Write out the data again exactly, skipping every picture.
---------- Given data ----------
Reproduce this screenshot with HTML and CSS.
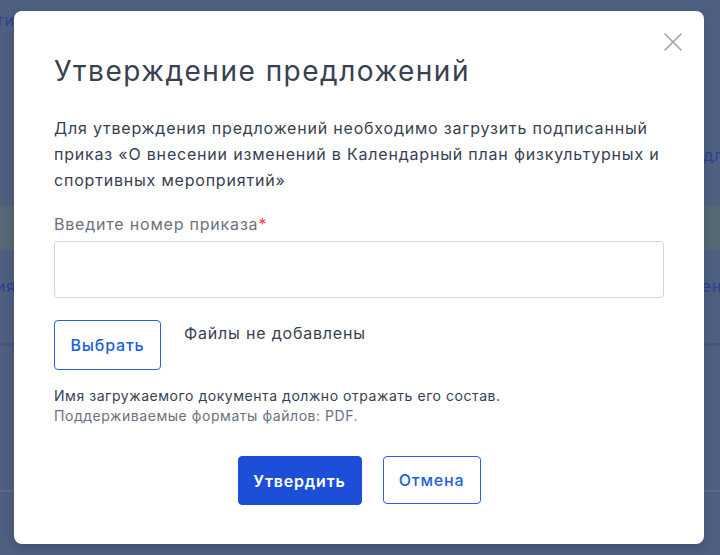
FILE: index.html
```html
<!DOCTYPE html>
<html lang="ru">
<head>
<meta charset="utf-8">
<title>Утверждение предложений</title>
<link rel="stylesheet" href="styles.css">
</head>
<body>
<div class="page">
  <div class="bg-row bg-top"><span class="bg-link">ти</span></div>
  <div class="bg-row bg-r1"><span></span><span class="bg-link">дл</span></div>
  <div class="bg-band"></div>
  <div class="bg-row bg-r2"><span class="bg-link">ия</span><span class="bg-link">ен</span></div>
  <div class="bg-line"></div>
  <div class="bg-block"></div>
  <div class="bg-line2"></div>
</div>

<div class="modal" role="dialog">
  <button class="close" aria-label="Закрыть">
    <svg width="18" height="18" viewBox="0 0 18 18"><path d="M1 1L17 17M17 1L1 17" stroke="#9ca3af" stroke-width="1.6" fill="none" stroke-linecap="round"/></svg>
  </button>
  <h1 class="title">Утверждение предложений</h1>
  <p class="desc">Для утверждения предложений необходимо загрузить подписанный приказ «О внесении изменений в Календарный план физкультурных и спортивных мероприятий»</p>
  <label class="label">Введите номер приказа<span class="req">*</span></label>
  <input class="input" type="text">
  <div class="file-row">
    <button class="btn btn-outline btn-choose">Выбрать</button>
    <span class="file-status">Файлы не добавлены</span>
  </div>
  <div class="hint">
    <div class="hint-main">Имя загружаемого документа должно отражать его состав.</div>
    <div class="hint-sub">Поддерживаемые форматы файлов: PDF.</div>
  </div>
  <div class="actions">
    <button class="btn btn-primary">Утвердить</button>
    <button class="btn btn-outline btn-cancel">Отмена</button>
  </div>
</div>
</body>
</html>
```
FILE: styles.css
```css
* { box-sizing: border-box; }
html, body { margin: 0; padding: 0; }
body {
  width: 720px;
  height: 555px;
  overflow: hidden;
  background: #4f5f80;
  font-family: Inter, "Noto Sans", sans-serif;
  letter-spacing: 0.05em;
  position: relative;
}
.page {
  display: flex;
  flex-direction: column;
}
.bg-row {
  display: flex;
  justify-content: space-between;
  font-size: 16px;
  line-height: 20px;
  color: #2b4190;
}
.bg-link { color: #2c3f94; }
.bg-top { height: 40px; align-items: center; margin-left: -4px; }
.bg-r1 { height: 166px; padding-top: 105px; align-items: flex-start; }
.bg-r1 .bg-link { margin-right: -4px; }
.bg-band { height: 44px; background: #566873; }
.bg-r2 { height: 93px; padding-top: 26px; align-items: flex-start; }
.bg-r2 .bg-link:first-child { margin-left: -4px; }
.bg-r2 .bg-link:last-child { margin-right: -2px; }
.bg-line { height: 3px; background: #46557a; }
.bg-block { height: 144px; }
.bg-line2 { height: 2px; background: #5a6a8a; }

.modal {
  position: absolute;
  left: 14px;
  top: 11px;
  width: 690px;
  height: 533px;
  background: #fff;
  border-radius: 8px;
  padding: 40px;
  color: #374151;
  box-shadow: 0 4px 10px rgba(30, 40, 70, 0.25);
}
.close {
  position: absolute;
  top: 22px;
  right: 22px;
  width: 18px;
  height: 18px;
  padding: 0;
  border: 0;
  background: none;
  display: flex;
}
.title {
  margin: 0;
  font-size: 28px;
  line-height: 40px;
  font-weight: 400;
  letter-spacing: 1.5px;
  color: #374151;
}
.desc {
  margin: 24px 0 0;
  font-size: 16px;
  line-height: 26px;
  color: #374151;
}
.label {
  display: block;
  margin-top: 19px;
  font-size: 16px;
  line-height: 24px;
  color: #6b7280;
}
.req { color: #ef4444; }
.input {
  display: block;
  width: 100%;
  height: 57px;
  margin-top: 5px;
  border: 1px solid #d1d5db;
  border-radius: 4px;
  font: inherit;
}
.file-row {
  display: flex;
  align-items: flex-start;
  gap: 23px;
  margin-top: 22px;
}
.btn {
  font-family: inherit;
  font-size: 16px;
  letter-spacing: 0.05em;
  border-radius: 4px;
  cursor: pointer;
}
.btn-outline {
  background: #fff;
  border: 1px solid #2563eb;
  color: #1d5fe0;
  font-weight: 500;
}
.btn-choose {
  width: 107px;
  height: 50px;
}
.file-status {
  font-size: 16px;
  line-height: 24px;
  color: #374151;
  padding-top: 1px;
}
.hint {
  margin-top: 16px;
  font-size: 14px;
  line-height: 20px;
  letter-spacing: 0.55px;
}
.hint-main { color: #374151; }
.hint-sub { color: #6b7280; }
.actions {
  display: flex;
  justify-content: center;
  gap: 21px;
  margin-top: 30px;
}
.btn-primary {
  width: 124px;
  height: 49px;
  background: #1d4ed8;
  border: 1px solid #1d4ed8;
  color: #fff;
  font-weight: 600;
}
.btn-cancel {
  width: 98px;
  height: 48px;
}
```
----------
Reply:
Reproduce this screenshot with HTML and CSS.
FILE: index.html
```html
<!DOCTYPE html>
<html lang="ru">
<head>
<meta charset="utf-8">
<title>Утверждение предложений</title>
<link rel="stylesheet" href="styles.css">
</head>
<body>
<div class="page">
  <div class="bg-row bg-top"><span class="bg-link">ти</span></div>
  <div class="bg-row bg-r1"><span></span><span class="bg-link">дл</span></div>
  <div class="bg-band"></div>
  <div class="bg-row bg-r2"><span class="bg-link">ия</span><span class="bg-link">ен</span></div>
  <div class="bg-line"></div>
  <div class="bg-block"></div>
  <div class="bg-line2"></div>
</div>

<div class="modal" role="dialog">
  <button class="close" aria-label="Закрыть">
    <svg width="18" height="18" viewBox="0 0 18 18"><path d="M1 1L17 17M17 1L1 17" stroke="#9ca3af" stroke-width="1.6" fill="none" stroke-linecap="round"/></svg>
  </button>
  <h1 class="title">Утверждение предложений</h1>
  <p class="desc">Для утверждения предложений необходимо загрузить подписанный приказ «О внесении изменений в Календарный план физкультурных и спортивных мероприятий»</p>
  <label class="label">Введите номер приказа<span class="req">*</span></label>
  <input class="input" type="text">
  <div class="file-row">
    <button class="btn btn-outline btn-choose">Выбрать</button>
    <span class="file-status">Файлы не добавлены</span>
  </div>
  <div class="hint">
    <div class="hint-main">Имя загружаемого документа должно отражать его состав.</div>
    <div class="hint-sub">Поддерживаемые форматы файлов: PDF.</div>
  </div>
  <div class="actions">
    <button class="btn btn-primary">Утвердить</button>
    <button class="btn btn-outline btn-cancel">Отмена</button>
  </div>
</div>
</body>
</html>
```
FILE: styles.css
```css
* { box-sizing: border-box; }
html, body { margin: 0; padding: 0; }
body {
  width: 720px;
  height: 555px;
  overflow: hidden;
  background: #4f5f80;
  font-family: Inter, "Noto Sans", sans-serif;
  letter-spacing: 0.05em;
  position: relative;
}
.page {
  display: flex;
  flex-direction: column;
}
.bg-row {
  display: flex;
  justify-content: space-between;
  font-size: 16px;
  line-height: 20px;
  color: #2b4190;
}
.bg-link { color: #2c3f94; }
.bg-top { height: 40px; align-items: center; margin-left: -4px; }
.bg-r1 { height: 166px; padding-top: 105px; align-items: flex-start; }
.bg-r1 .bg-link { margin-right: -4px; }
.bg-band { height: 44px; background: #566873; }
.bg-r2 { height: 93px; padding-top: 26px; align-items: flex-start; }
.bg-r2 .bg-link:first-child { margin-left: -4px; }
.bg-r2 .bg-link:last-child { margin-right: -2px; }
.bg-line { height: 3px; background: #46557a; }
.bg-block { height: 144px; }
.bg-line2 { height: 2px; background: #5a6a8a; }

.modal {
  position: absolute;
  left: 14px;
  top: 11px;
  width: 690px;
  height: 533px;
  background: #fff;
  border-radius: 8px;
  padding: 40px;
  color: #374151;
  box-shadow: 0 4px 10px rgba(30, 40, 70, 0.25);
}
.close {
  position: absolute;
  top: 22px;
  right: 22px;
  width: 18px;
  height: 18px;
  padding: 0;
  border: 0;
  background: none;
  display: flex;
}
.title {
  margin: 0;
  font-size: 28px;
  line-height: 40px;
  font-weight: 400;
  letter-spacing: 1.5px;
  color: #374151;
}
.desc {
  margin: 24px 0 0;
  font-size: 16px;
  line-height: 26px;
  color: #374151;
}
.label {
  display: block;
  margin-top: 19px;
  font-size: 16px;
  line-height: 24px;
  color: #6b7280;
}
.req { color: #ef4444; }
.input {
  display: block;
  width: 100%;
  height: 57px;
  margin-top: 5px;
  border: 1px solid #d1d5db;
  border-radius: 4px;
  font: inherit;
}
.file-row {
  display: flex;
  align-items: flex-start;
  gap: 23px;
  margin-top: 22px;
}
.btn {
  font-family: inherit;
  font-size: 16px;
  letter-spacing: 0.05em;
  border-radius: 4px;
  cursor: pointer;
}
.btn-outline {
  background: #fff;
  border: 1px solid #2563eb;
  color: #1d5fe0;
  font-weight: 500;
}
.btn-choose {
  width: 107px;
  height: 50px;
}
.file-status {
  font-size: 16px;
  line-height: 24px;
  color: #374151;
  padding-top: 1px;
}
.hint {
  margin-top: 16px;
  font-size: 14px;
  line-height: 20px;
  letter-spacing: 0.55px;
}
.hint-main { color: #374151; }
.hint-sub { color: #6b7280; }
.actions {
  display: flex;
  justify-content: center;
  gap: 21px;
  margin-top: 30px;
}
.btn-primary {
  width: 124px;
  height: 49px;
  background: #1d4ed8;
  border: 1px solid #1d4ed8;
  color: #fff;
  font-weight: 600;
}
.btn-cancel {
  width: 98px;
  height: 48px;
}
```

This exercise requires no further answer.